American computer scientist

Julia Stoyanovich is an American computer scientist focusing on the ethics of artificial intelligence, responsible data science, and fairness in machine learning. Beyond computer science, she has also published research on the effects of the Russo-Ukrainian war on Ukrainian students. She is Institute Associate Professor and director of the Center for Responsible AI in the New York University Tandon School of Engineering.

==Education and career==
Stoyanovich was a high school student at the Belgrade Mathematical Gymnasium. She graduated from the University of Massachusetts Amherst in 1998 with a double bachelor's degree in computer science and in mathematics and statistics, magna cum laude and Phi Kappa Phi. After working in industry as a computer programmer and database developer from 1997 to 2003, she continued her studies in computer science at Columbia University, where she received a master's degree in 2004 and completed her Ph.D. in 2009. Her doctoral dissertation, Search And Ranking In Semantically-rich Applications, was supervised by Kenneth A. Ross.

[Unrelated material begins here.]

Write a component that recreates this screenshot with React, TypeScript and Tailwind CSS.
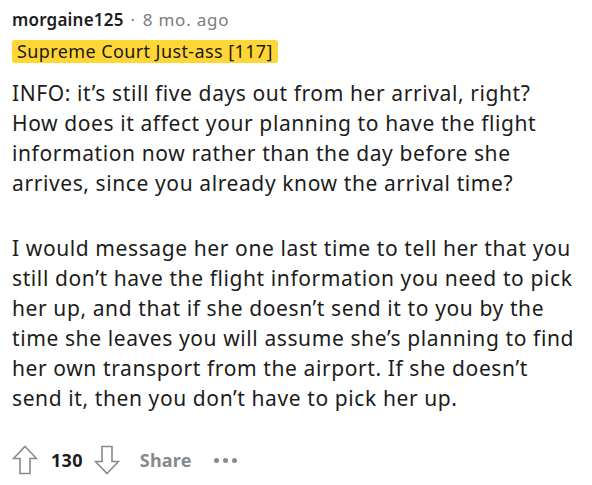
import React from 'react';

const paragraphs = [
  'INFO: it’s still five days out from her arrival, right? How does it affect your planning to have the flight information now rather than the day before she arrives, since you already know the arrival time?',
  'I would message her one last time to tell her that you still don’t have the flight information you need to pick her up, and that if she doesn’t send it to you by the time she leaves you will assume she’s planning to find her own transport from the airport. If she doesn’t send it, then you don’t have to pick her up.',
];

function UpArrow() {
  return (
    <svg width="26" height="30" viewBox="0 0 26 30" fill="none">
      <path d="M13 1.5 L24.5 13.5 H18 V28.5 H8 V13.5 H1.5 Z" stroke="#878a8c" strokeWidth="1.6" strokeLinejoin="miter" />
    </svg>
  );
}

function DownArrow() {
  return (
    <svg width="26" height="30" viewBox="0 0 26 30" fill="none">
      <path d="M13 28.5 L24.5 16.5 H18 V1.5 H8 V16.5 H1.5 Z" stroke="#878a8c" strokeWidth="1.6" strokeLinejoin="miter" />
    </svg>
  );
}

export default function App() {
  return (
    <div className="w-[592px] h-[485px] bg-white px-3 pt-[8px] font-['Noto_Sans',sans-serif] overflow-hidden">
      <div className="flex items-center text-[17px] leading-[24px] tracking-[0.5px]">
        <span className="font-semibold text-[#1c1c1c] tracking-[0.2px]">morgaine125</span>
        <span className="ml-[7px] text-[#7c7c7c]">·</span>
        <span className="ml-[7px] text-[#7c7c7c] tracking-[0.8px]">8 mo. ago</span>
      </div>
      <div className="mt-[8px] flex">
        <span className="bg-[#ffd635] text-[#1a1a1a] text-[18px] leading-[23px] tracking-[0.4px] px-[5px] rounded-[3px]">
          Supreme Court Just-ass [117]
        </span>
      </div>
      <div className="mt-[15px] text-[21px] leading-[30px] tracking-[0.6px] text-[#1c1c1c]">
        <p>{paragraphs[0]}</p>
        <p className="mt-[35px]">{paragraphs[1]}</p>
      </div>
      <div className="mt-[32px] flex items-center">
        <UpArrow />
        <span className="ml-[13px] text-[18px] font-bold text-[#1c1c1c] tracking-[0.3px]">130</span>
        <span className="ml-[11px] flex"><DownArrow /></span>
        <span className="ml-[20px] text-[18px] font-bold text-[#878a8c] tracking-[0.2px]">Share</span>
        <span className="ml-[22px] flex gap-[4px]">
          <span className="w-[5px] h-[5px] rounded-full bg-[#878a8c]" />
          <span className="w-[5px] h-[5px] rounded-full bg-[#878a8c]" />
          <span className="w-[5px] h-[5px] rounded-full bg-[#878a8c]" />
        </span>
      </div>
    </div>
  );
}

Next, she became a postdoctoral researcher and visiting scholar at the University of Pennsylvania, working with Susan B. Davidson. She joined Drexel University as an assistant professor in the College of Information Science and Technology (iSchool) in 2012, in the same year also working as a part-time assistant professor at the Skolkovo Institute of Science and Technology in Moscow, Russia. In 2013 she moved to Drexel's Department of Computer Science, and since 2018 she has been a faculty member in the Department of Computer Science & Engineering of the NYU Tandon School of Engineering. She was promoted to associate professor in 2021.

==Recognition==
Stoyanovich was a 2025 recipient of the Presidential Early Career Award for Scientists and Engineers. City & State named her as one of their 2026 Above & Beyond: Women honorees.

==Personal life==
Stoyanovich describes herself as being originally from both Moscow in Russia, and Belgrade, in Serbia, where she attended high school; her native language is Russian. She has a Russian husband, and has campaigned for improved Russian-language schooling in New York City for their son.